I am looking very much forward to learning more!
Sarah
Lisa Goodhew
Assistant Professor
Hi Sarah! It is really exciting to hear from someone who is working from a similar perspective! (Also, what a cool project! I've just started dipping my toes into the world of NLP and students' ideas, and It's very interesting.) Thanks so much for each of your questions, and I'll try to respond to each here:
- For heat and temperature, some of the most common ideas we've seen are things like "heat/thermal energy flows from hot to cold," "material matters for heat transfer," or "energy is related to motion of the particles of an object." I suspect that these are especially dependent on the kind of question we've asked students -- lots of things about putting different sizes or types of blocks in contact with each other. We're really curious about students' microscopic thinking, and there is some ongoing investigation about that in particular.
-For me, the most inspiring ways I see instructors use students' ideas as resources are when they are able to suggest "mini-experiments" to test or affirm students ideas, or when they can suggest analogies that resonate with ideas that students voice. Here, I am mostly thinking about ways my undergraduate Learning Assistants leverage resources in the intro physics class I teach. They are great at picking up on or suggesting analogies!
- I think it's hard to tell how students feel when their ideas are affirmed, because it seems to me like students don't often expect it! I see their proudness when they are really convinced they have great ideas, but I think they see their ideas as great less frequently than I do, if that makes sense.
-Our video lessons will be housed on Periscope, which has a collection of video lessons for physics teaching. They include short video clips from classes where students are using ACORN Physics tutorials, and come with discussion/consideration questions to help instructors think about how students' ideas can be fruitful or how to respond to situations that seem to be common in the context of these tutorials. The discussion/consideration guides are framed around a central question that the video clip gets at, like "What ideas do students have about heat and temperature?" or "when do students pursue challenging questions?"
Amy Robertson
Research Professor of Physics
Sarah, echoing Lisa's thanks for your engagement. I wanted to add that one of the graduate students on our team is currently leading a project that is seeking to develop a tool/survey where students reflect on how they see their ideas having changed during instruction and how they felt about it. E.g., were their ideas challenged, built on, elaborated, etc., and did they feel confident, embarrassed, confused. Once we get something semi-reliable, we want to look at couplings between answers to these questions -- do instances of building on couple with feeling confident, for instance? Looking forward to checking out your work, too!
Sarah Bichler
Hi Lisa and Amy,
thanks so much for your detailed responses!

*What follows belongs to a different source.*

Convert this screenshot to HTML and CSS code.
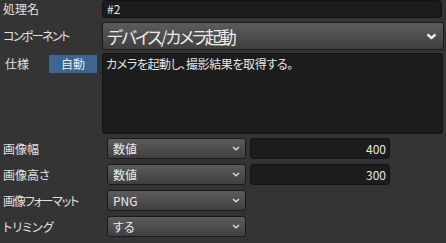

Thanks for sharing these resources. I am excited to learn about these examples that can showcase how as a teacher one can respond to student ideas!
I am most excited to learn about these ideas you commonly see. We notice these same ideas in middle school students doing our Thermodynamics instructional unit! We also notice that students often think heat and cold energy flows, or that objects can conduct coldness. I noticed the ideas you mentioned could be described as accurate but not connected or not yet elaborated. The idea of "cold flow" would be considered a misconception by many people, we try to especially work on ways ideas such as cold flow are productive for learning more. Have you seen ideas like that too?
I am looking forward to continuing the conversation!
Sarah
Amy Robertson
Research Professor of Physics
Hi Sarah! Yes, we have absolutely seen ideas like cold flow; in fact, a graduate student on our team designed a question that was meant to specifically elicit that idea after seeing it, and we are awaiting data. We framed the question not only in terms of "what do you think happens" but also "why might it be reasonable to think that cold flows" and "what are the limitations." I'd be excited to co-think with you when we get that data!
Sarah Bichler
That sounds lovely! Thanks so much again for sharing your video.